Tuesday, October 09, 2007

Letting Americans Acquire Wealth? Gimme a Break!

The Clinton campaign has released yet another economic plan that is reminiscent of the politics of the New Deal. Mrs. Clinton has proposed a tax credit system by which Americans earning less than $60,000 per year would be allowed matching tax credits for retirement saving, with up to $1,000 in matching credits per year. Those earning between $60 thousand and $100 thousand would get $500. The credits, she says, would be financed by estate taxes on “wealthy Americans.”

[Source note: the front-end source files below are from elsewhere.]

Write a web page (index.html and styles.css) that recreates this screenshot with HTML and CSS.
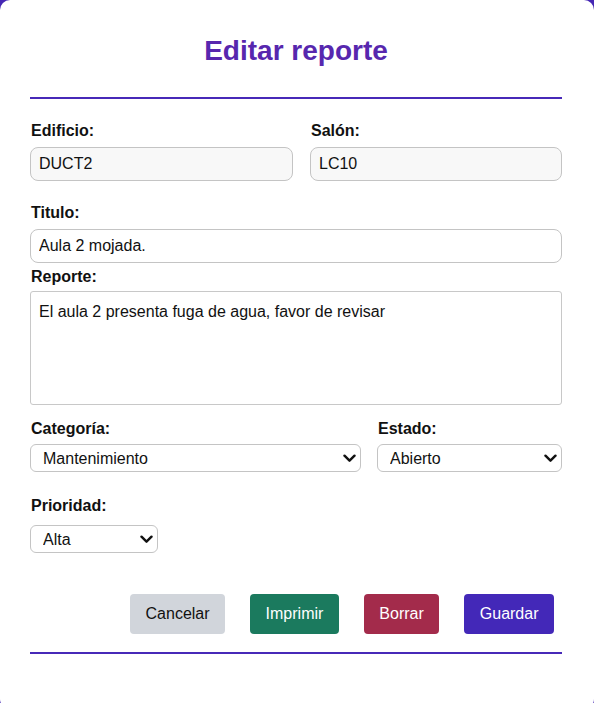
FILE: index.html
```html
<!DOCTYPE html>
<html lang="es">
<head>
<meta charset="utf-8">
<title>Editar reporte</title>
<link rel="stylesheet" href="styles.css">
</head>
<body>
<div class="card">
  <h1 class="title">Editar reporte</h1>
  <div class="rule"></div>

  <div class="row two">
    <div class="field">
      <label class="label">Edificio:</label>
      <input class="input readonly" type="text" value="DUCT2" readonly>
    </div>
    <div class="field">
      <label class="label">Salón:</label>
      <input class="input readonly" type="text" value="LC10" readonly>
    </div>
  </div>

  <div class="field titulo">
    <label class="label">Titulo:</label>
    <input class="input" type="text" value="Aula 2 mojada.">
  </div>

  <div class="field reporte">
    <label class="label label-tight">Reporte:</label>
    <textarea class="textarea">El aula 2 presenta fuga de agua, favor de revisar</textarea>
  </div>

  <div class="row selects">
    <div class="field">
      <label class="label label-sel">Categoría:</label>
      <div class="select-wrap">
        <select class="select"><option>Mantenimiento</option></select>
        <svg class="chev" viewBox="0 0 13 9" width="13" height="9"><path d="M1.5 1.7 6.5 6.7 11.5 1.7" fill="none" stroke="#111" stroke-width="2.4" stroke-linecap="round" stroke-linejoin="round"/></svg>
      </div>
    </div>
    <div class="field">
      <label class="label label-sel">Estado:</label>
      <div class="select-wrap">
        <select class="select"><option>Abierto</option></select>
        <svg class="chev" viewBox="0 0 13 9" width="13" height="9"><path d="M1.5 1.7 6.5 6.7 11.5 1.7" fill="none" stroke="#111" stroke-width="2.4" stroke-linecap="round" stroke-linejoin="round"/></svg>
      </div>
    </div>
  </div>

  <div class="field prioridad">
    <label class="label label-pri">Prioridad:</label>
    <div class="select-wrap small">
      <select class="select"><option>Alta</option></select>
      <svg class="chev" viewBox="0 0 13 9" width="13" height="9"><path d="M1.5 1.7 6.5 6.7 11.5 1.7" fill="none" stroke="#111" stroke-width="2.4" stroke-linecap="round" stroke-linejoin="round"/></svg>
    </div>
  </div>

  <div class="actions">
    <button class="btn btn-cancel">Cancelar</button>
    <button class="btn btn-print">Imprimir</button>
    <button class="btn btn-delete">Borrar</button>
    <button class="btn btn-save">Guardar</button>
  </div>
  <div class="rule bottom"></div>
</div>
</body>
</html>
```

FILE: styles.css
```css
html, body {
  margin: 0;
  padding: 0;
  height: 100%;
  overflow: hidden;
}
body {
  background: #4527b4;
  font-family: "Liberation Sans", Arial, sans-serif;
  color: #111;
}
.card {
  background: #fff;
  border-radius: 10px;
  height: 709px;
  box-sizing: border-box;
  padding: 35px 32px 0 30px;
}
.title {
  margin: 0;
  font-size: 28px;
  line-height: 32px;
  font-weight: 700;
  text-align: center;
  color: #5727ae;
}
.rule {
  height: 2px;
  background: #4729b8;
  margin-top: 30px;
}
.rule.bottom {
  margin-top: 18px;
}
.row.two {
  display: grid;
  grid-template-columns: 263px 1fr;
  column-gap: 17px;
  margin-top: 23px;
}
.field {
  display: flex;
  flex-direction: column;
}
.label {
  font-size: 16px;
  line-height: 18px;
  font-weight: 700;
  margin-bottom: 7px;
  padding-left: 1px;
}
.label-tight { margin-bottom: 5px; }
.label-sel { margin-bottom: 6px; }
.label-pri { margin-bottom: 10px; }
.input {
  box-sizing: border-box;
  height: 34px;
  border: 1px solid #c4c4c4;
  border-radius: 8px;
  padding: 0 8px;
  font: 16px "Liberation Sans", Arial, sans-serif;
  color: #111;
  background: #fff;
  width: 100%;
}
.input.readonly {
  background: #f8f8f8;
}
.titulo { margin-top: 23px; }
.reporte { margin-top: 5px; }
.textarea {
  box-sizing: border-box;
  height: 114px;
  border: 1px solid #c8c8c8;
  border-radius: 3px;
  padding: 9px 8px;
  font: 16px/22px "Liberation Sans", Arial, sans-serif;
  color: #111;
  resize: none;
  width: 100%;
}
.row.selects {
  display: grid;
  grid-template-columns: 331px 1fr;
  column-gap: 16px;
  margin-top: 15px;
}
.select-wrap {
  position: relative;
}
.select-wrap.small {
  width: 128px;
}
.select {
  -webkit-appearance: none;
  appearance: none;
  box-sizing: border-box;
  width: 100%;
  height: 28px;
  border: 1px solid #c4c4c4;
  border-radius: 6px;
  background: #fff;
  padding: 0 28px 0 12px;
  font: 16px "Liberation Sans", Arial, sans-serif;
  color: #111;
}
.chev {
  position: absolute;
  right: 5px;
  top: 10px;
  pointer-events: none;
}
.prioridad { margin-top: 25px; }
.actions {
  display: flex;
  justify-content: flex-end;
  gap: 25px;
  margin-top: 41px;
  padding-right: 8px;
}
.btn {
  height: 40px;
  border: 0;
  border-radius: 4px;
  padding: 0 15.5px;
  font: 16px "Liberation Sans", Arial, sans-serif;
  color: #fff;
}
.btn-cancel { background: #d1d5db; color: #111; }
.btn-print { background: #1b7a5e; }
.btn-delete { background: #a32b4b; }
.btn-save { background: #4328b8; }
```
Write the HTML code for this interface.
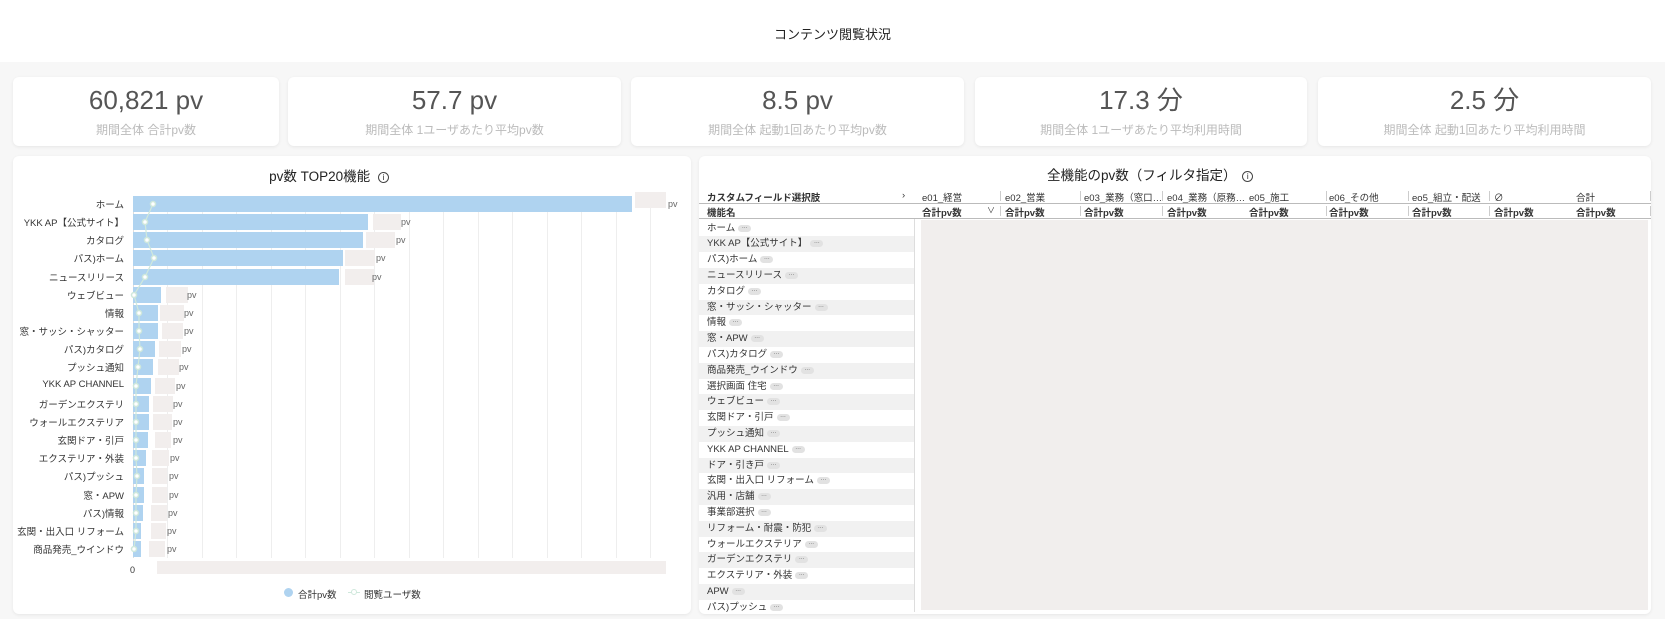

The plan is thus based on taking property away from those who are “wealthy” and giving it to “middle class” Americans. Of course, who are “wealthy” for purposes of measuring the future estate tax under a Clinton regime is a matter of some concern. This is a matter of profound moral concern. To the extent you have been a saver, or to the extent you have built wealth through business or investment, you will not only be taxed to finance the social security system and refundable credits for redistribution through the income tax system, but you will also be taxed after your death. The “tribe” will vote (for all you Survivor fans) and take away some of your stuff from your orphan children for the benefit of the tribe, for redistribution to other members of the tribe. Is this behavior moral? What is the basis for the claim of the other tribal members to your stuff when you die (or your parents’ stuff, as the case may be)? Does this kind of statist approach to property trouble you?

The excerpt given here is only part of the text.